Chasing opportunities where others fear to tread, Chinese businesses have long accepted such dangers.

Chinese businesses drawn to the continent in search of oil, gas, copper and other resources are expected to have invested $50 billion in Africa by 2015, according to a forecast from South Africa’s Standard Bank.

Across Africa, including in countries such as Congo with only partially functioning governments, Chinese companies are building stadiums, roads and railways, projects often funded by preferential loans from Chinese state—owned banks in exchange for access to mineral wealth.

China’s trade with Africa passed $100 billion last year, boosted by cuts in tariffs on African exports, and is due to more than double to $300 billion by 2015, according to Standard Bank.
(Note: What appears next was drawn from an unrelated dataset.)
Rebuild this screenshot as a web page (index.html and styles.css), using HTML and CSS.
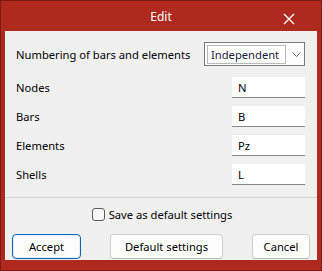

The Chinese presence has been largely welcomed by local leaders eager for investment, but has at times fuelled resentment over poor treatment of African workers and the tendency of Chinese firms to import labour from China. Increasingly, Chinese private businesses are also playing major roles in retail, food production and manufacturing in Africa, sometimes at the cost of local players.

Among recent incidents, two Chinese mine mangers face attempted murder charges for firing upon striking workers in Zambia, where local unions have long complained about poor pay and working conditions at Chinese—invested businesses. The Chinese, meanwhile, have been victims of violence, murder and kidnapping in countries from Afghanistan to Ethiopia.

China began focusing more closely on consular protection over the past decade as the numbers of Chinese travelling abroad for work, study and tourism began to soar. The Foreign Ministry established a department dedicated to helping Chinese abroad and diplomats are increasing their outreach to the expatriate community and contacts with local governments and international organizations, experts say.

“I think that Beijing is only beginning to fully realize the implications of complications of its exposure abroad” to domestic instability in countries overseas, said Christopher Alden, a senior lecturer at the London School of Economics who has studied China—Africa relations.